Die in a few feet of grain
Grain engulfment has been a recognized hazard on farms and commercial grain facilities for decades. Yet both experienced and inexperienced workers and family members continue to underestimate deadly risks associated with the speed and force of flowing or shifting grain.

Anyone who enters a storage structure containing grain, or who climbs onto an outdoor grain storage pile, is at risk of being entrapped or engulfed in grain. Fatalities have occurred in as little as a few feet of grain.

Roughly half of known entrapments occur on farms and half occur in commercial facilities. Most entrapment and engulfment events occur because workers enter a bin or storage structure to check on condition of grain, or to address problems with grain flow due to spoiled grain or equipment malfunction. 

Dangerous scenarios
According to the Great Plains Center for Agricultural Health, the most dangerous scenarios are:

• Flowing grain. Around 80% of reported engulfments involve a person inside a bin or storage structure when grain-unloading equipment is running. Engulfments in flowing grain also occur in outdoor grain storage piles, grain wagons, rail cars, and semi-trailers that unload from the bottom.

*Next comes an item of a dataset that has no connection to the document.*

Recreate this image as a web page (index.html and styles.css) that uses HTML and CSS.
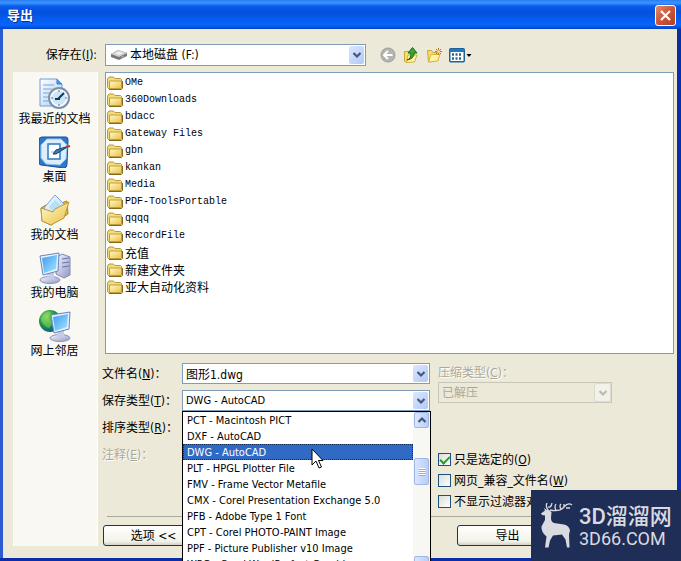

As unloading conveyors or augers remove grain through the bottom outlet, a funnel-shaped flow develops on the surface of the grain. Anyone standing on the surface while grain is being removed from below is at risk of being rapidly pulled down toward the outlet in the column of flowing grain. Submersion takes only seconds and once it begins, the pressure and friction forces of grain on the body are virtually impossible for victim to overcome. If grain unloading equipment is not shut off, victims can be pulled down into the unloading conveyor, auger or sump.

• Bridged grain. Spoiled or "out-of-condition" grain clumps together and can develop a crust on the top surface. This crust appears solid, but it is unstable and may hide open voids below that develop as grain is removed. Bridged grain can collapse under a person's weight, resulting in the victim being buried by falling and shifting grain. If unloading equipment is running at the time this occurs, the victim can be rapidly pulled down toward the bottom of the bin.

• Vertical grain wall avalanche. Spoiled grain can form a clumped mass that adheres to the vertical wall of a bin. Entering a bin to dislodge a vertical wall of grain that is higher than the victim is dangerous because the grain wall can suddenly break loose and fall like an avalanche, burying or injuring the victim.

• Grain vacuums. Some fatal engulfments have occurred while individuals were using grain vacuums to remove grain from bins. When the grain vacuum nozzle is placed below the grain surface, a funnel flow of grain develops as grain is sucked into the tube. An operator can be pulled into the downward flow of grain if this nozzle is released or becomes buried below the grain surface near the operator's feet. Maneuvering the vacuum tube can be awkward, increasing the operator's risk of slipping or losing balance as he tries to reposition the hose in flowing grain. If the operator falls or struggles for position, his movements can trigger an avalanche of grain if the slope of grain is steep.